By the way, that photo on the caption is the word, ‘adam’ in Hebrew. Reading from right to left, we have the letters, aleph (A) – dalet (D) – mem (M). adam is connected to this teaching about ‘man’. We are still in pursuit of the meaning of the word, ‘man’, as found in the saying of Hillel. Have we found it?

Think about the information that you have learned so far. What dots have you connected in the scriptures? What insights have been revealed? In our next series associated with adam, we are going to take an indepth look at the 3 letters that spell, ‘adam’ and see what they can tell us of the character and nature of adam and who, adam is referring to, and/or what the word ‘adam’ really means. Is it a name only or is it a reference to mankind, or both? Should both designations apply, is that all that this Hebrew word, chosen by GOD and applied to his highest form of creation, can tell us about GOD and ourselves? Let’s find out!

Review this material extensively and be prepared for the next teaching in this series.

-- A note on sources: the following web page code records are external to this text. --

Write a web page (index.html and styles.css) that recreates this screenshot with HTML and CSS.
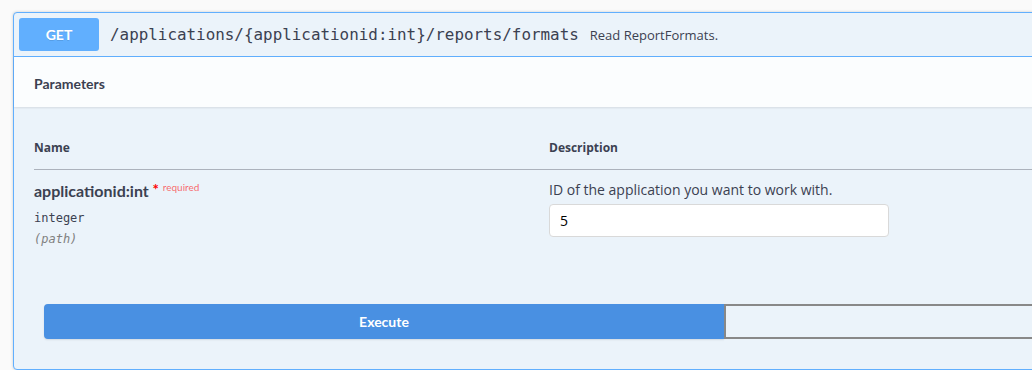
FILE: index.html
```html
<!DOCTYPE html>
<html>
<head>
<meta charset="utf-8">
<link rel="stylesheet" href="styles.css">
</head>
<body>
<div class="page">
  <div class="opblock">
    <div class="summary">
      <span class="method">GET</span>
      <span class="path">/applications/{applicationid:int}/reports/formats</span>
      <span class="summary-desc">Read ReportFormats.</span>
    </div>
    <div class="section-header">
      <h4 class="section-title">Parameters</h4>
    </div>
    <div class="table-container">
      <table class="params">
        <thead>
          <tr>
            <th class="col-name">Name</th>
            <th class="col-desc">Description</th>
          </tr>
        </thead>
        <tbody>
          <tr>
            <td class="col-name">
              <div class="param-name">applicationid:int<span class="star">&nbsp;*</span><span class="req">required</span></div>
              <div class="param-type">integer</div>
              <div class="param-in">(path)</div>
            </td>
            <td class="col-desc">
              <p class="param-desc">ID of the application you want to work with.</p>
              <input class="param-input" type="text" value="5">
            </td>
          </tr>
        </tbody>
      </table>
    </div>
    <div class="btn-group">
      <button class="btn execute">Execute</button>
      <button class="btn clear"></button>
    </div>
  </div>
</div>
</body>
</html>
```

FILE: styles.css
```css
html, body {
  margin: 0;
  padding: 0;
  background: #fafafa;
  overflow: hidden;
}

body {
  font-family: "Open Sans", "Liberation Sans", sans-serif;
  color: #3b4151;
}

.page {
  padding: 12px 0 0 13px;
}

.opblock {
  width: 1422px;
  box-sizing: border-box;
  border: 1px solid #61affe;
  border-radius: 4px;
  background: #ebf3fa;
  box-shadow: 0 0 3px rgba(0, 0, 0, 0.19);
}

.summary {
  display: flex;
  align-items: center;
  padding: 5px;
  border-bottom: 1px solid #61affe;
}

.method {
  min-width: 80px;
  box-sizing: border-box;
  padding: 6px 15px;
  line-height: 21px;
  text-align: center;
  background: #61affe;
  color: #fff;
  border-radius: 3px;
  font-family: Lato, "Open Sans", sans-serif;
  font-weight: 700;
  font-size: 14px;
  text-shadow: 0 1px 0 rgba(0, 0, 0, 0.1);
}

.path {
  padding: 0 10px 0 11px;
  font-family: "DejaVu Sans Mono", monospace;
  font-size: 15.9px;
  color: #3b4151;
}

.summary-desc {
  padding-left: 1px;
  font-size: 13px;
  color: #3b4151;
}

.section-header {
  display: flex;
  align-items: center;
  min-height: 50px;
  box-sizing: border-box;
  padding: 8px 20px;
  background: rgba(255, 255, 255, 0.8);
  box-shadow: 0 1px 2px rgba(0, 0, 0, 0.1);
}

.section-title {
  margin: 0;
  padding-top: 3px;
  font-family: Lato, "Open Sans", sans-serif;
  font-weight: 700;
  font-size: 14px;
  color: #3b4151;
}

.table-container {
  padding: 20px;
}

.params {
  width: 100%;
  border-collapse: collapse;
}

.params th {
  text-align: left;
  padding: 12px 0 13px;
  line-height: 17px;
  font-size: 12px;
  font-weight: 700;
  color: #3b4151;
  border-bottom: 1px solid rgba(59, 65, 81, 0.2);
}

.params td {
  vertical-align: top;
  padding: 10px 0;
}

.col-name {
  width: 515px;
}

.param-name {
  font-family: Lato, "Open Sans", sans-serif;
  font-weight: 700;
  font-size: 16px;
  line-height: 22px;
  color: #3b4151;
}

.star {
  position: relative;
  top: -2px;
  color: red;
  font-size: 15px;
}

.req {
  position: relative;
  top: -6px;
  padding: 5px 5px 5px 4px;
  font-size: 10px;
  font-weight: 400;
  color: rgba(255, 0, 0, 0.6);
}

.param-type {
  padding: 7px 0 6px;
  font-family: "DejaVu Sans Mono", monospace;
  font-size: 12px;
  line-height: 15px;
  color: #3b4151;
}

.param-in {
  font-family: "DejaVu Sans Mono", monospace;
  font-size: 12px;
  line-height: 14px;
  font-style: italic;
  color: gray;
}

.param-desc {
  margin: 0 0 4px;
  font-size: 14px;
  line-height: 20px;
  color: #3b4151;
}

.param-input {
  display: block;
  width: 340px;
  height: 33px;
  box-sizing: border-box;
  margin: 0;
  padding: 8px 10px;
  border: 1px solid #d9d9d9;
  border-radius: 4px;
  background: #fff;
  font-family: "Open Sans", sans-serif;
  font-size: 14px;
  color: #000;
  outline: none;
}

.btn-group {
  display: flex;
  padding: 28px 30px 30px;
}

.btn {
  flex: 1;
  height: 35px;
  margin: 0;
  font-family: Lato, "Open Sans", sans-serif;
  font-size: 14px;
  font-weight: 700;
  cursor: pointer;
}

.execute {
  border: 2px solid #4990e2;
  border-radius: 4px 0 0 4px;
  background: #4990e2;
  color: #fff;
  box-shadow: 0 1px 2px rgba(0, 0, 0, 0.1);
}

.clear {
  border: 2px solid #888;
  border-radius: 0 4px 4px 0;
  background: transparent;
  color: #3b4151;
}
```
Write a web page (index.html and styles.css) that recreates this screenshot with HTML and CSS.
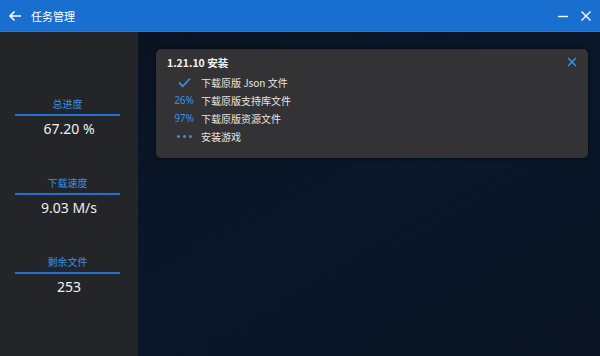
FILE: index.html
```html
<!DOCTYPE html>
<html lang="zh-CN">
<head>
  <meta charset="UTF-8" />
  <title>任务管理</title>
  <link rel="stylesheet" href="styles.css">
</head>
<body>
  <div class="titlebar">
    <svg class="back" width="14" height="12" viewBox="0 0 14 12">
      <path d="M13 6H2M6.5 1.5L2 6l4.5 4.5" fill="none" stroke="#fff" stroke-width="1.6"/>
    </svg>
    <span class="title">任务管理</span>
    <div class="win-btns">
      <svg width="12" height="12" viewBox="0 0 12 12"><path d="M1 6.5h10" stroke="#fff" stroke-width="1.4"/></svg>
      <svg width="12" height="12" viewBox="0 0 12 12"><path d="M1.5 1.5l9 9M10.5 1.5l-9 9" stroke="#fff" stroke-width="1.4"/></svg>
    </div>
  </div>

  <div class="content">
    <div class="sidebar">
      <div class="stat">
        <div class="label">总进度</div>
        <div class="value">67.20 %</div>
      </div>
      <div class="stat">
        <div class="label">下载速度</div>
        <div class="value">9.03 M/s</div>
      </div>
      <div class="stat">
        <div class="label">剩余文件</div>
        <div class="value">253</div>
      </div>
    </div>

    <div class="main">
      <div class="card">
        <div class="card-head">
          <span class="card-title">1.21.10 安装</span>
          <svg width="10" height="10" viewBox="0 0 10 10"><path d="M1 1l8 8M9 1L1 9" stroke="#3b8fe6" stroke-width="1.5"/></svg>
        </div>
        <div class="task">
          <span class="state">
            <svg width="13" height="11" viewBox="0 0 13 11"><path d="M1 5.5l3.8 3.8L12 1.5" fill="none" stroke="#3b8fe6" stroke-width="1.8"/></svg>
          </span>
          <span>下载原版 Json 文件</span>
        </div>
        <div class="task">
          <span class="state pct">26%</span>
          <span>下载原版支持库文件</span>
        </div>
        <div class="task">
          <span class="state pct">97%</span>
          <span>下载原版资源文件</span>
        </div>
        <div class="task">
          <span class="state dots"><i></i><i></i><i></i></span>
          <span>安装游戏</span>
        </div>
      </div>
    </div>
  </div>
</body>
</html>
```
FILE: styles.css
```css
* {
  box-sizing: border-box;
  margin: 0;
  padding: 0;
}

body {
  width: 600px;
  height: 356px;
  overflow: hidden;
  font-family: "Noto Sans CJK SC", "Noto Sans", sans-serif;
  background: #0a1321;
  color: #e8e8e8;
  display: flex;
  flex-direction: column;
}

.titlebar {
  height: 32px;
  background: #186fd0;
  border-bottom: 1px solid #2a7ad4;
  display: flex;
  align-items: center;
  padding: 0 8px 0 8px;
  color: #fff;
}

.back {
  margin-right: 9px;
}

.title {
  font-size: 11px;
}

.win-btns {
  margin-left: auto;
  display: flex;
  gap: 11px;
}

.content {
  flex: 1;
  display: flex;
}

.sidebar {
  width: 138px;
  background: #242529;
  display: flex;
  flex-direction: column;
  padding-top: 65px;
  gap: 37px;
}

.stat {
  text-align: center;
}

.stat .label {
  color: #3b8fe6;
  font-size: 10px;
  line-height: 14px;
  margin: 0 18px 0 15px;
  padding-bottom: 3px;
  border-bottom: 2px solid #1f74d2;
}

.stat .value {
  font-family: "Noto Sans", sans-serif;
  font-size: 14px;
  line-height: 20px;
  margin-top: 3px;
  color: #f0f0f0;
}

.main {
  flex: 1;
  background: linear-gradient(150deg, #0a1322 0%, #09172a 50%, #0a1422 100%);
  padding: 17px 12px 0 18px;
}

.card {
  background: #333335;
  border-radius: 5px;
  box-shadow: 0 0 4px rgba(0, 0, 0, 0.6);
  padding: 3px 11px 13px 11px;
  font-size: 10px;
}

.card-head {
  display: flex;
  justify-content: space-between;
  align-items: center;
  height: 20px;
  margin-bottom: 1px;
}

.card-title {
  font-weight: bold;
  font-size: 10.5px;
  color: #f2f2f2;
}

.task {
  display: flex;
  align-items: center;
  height: 18px;
  color: #e6e6e6;
}

.state {
  width: 34px;
  display: flex;
  justify-content: center;
  align-items: center;
}

.pct {
  color: #3b8fe6;
  font-family: "Noto Sans", sans-serif;
  font-size: 10px;
}

.dots {
  gap: 3px;
}

.dots i {
  width: 3px;
  height: 3px;
  border-radius: 50%;
  background: #3b8fe6;
}
```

Stay tuned!

Teaching related to the topic of Adam:

  • ++Vocabulary: Our elevated understanding of Gods terminology.
  • Adam ~ human being, the crowning achievement of God; mankind, man.
  • Zakar ~ male, man, belonging to and in covenant with the GOD of Heaven.
  • ish ~ (Make note of the patterns you see in how GOD uses this word in scripture).
  • nephesh ~ (Make note of the patters you see in how GOD uses this word in scripture)
  • gul-go-leth ~ every man counted in the omer of manna, or for the 1/2 shekel of the sanctuary. The counting of heads for the poll.
  • ba’al ~ rulers, elders, lords who shall not defile themselves with the dead, other than immediate family.

Note to Students:  Over the years my re-quoting of this saying has shortened to, “Where there is no man, be a man.”  I apologize for any incoveneience this may have caused any of you.  The actual full quote is as stated above in each teaching connected with this series.  “In a place where there are no men, be a man.”  

Thank You for your forgiveness for my typo’s and adpatation of the saying.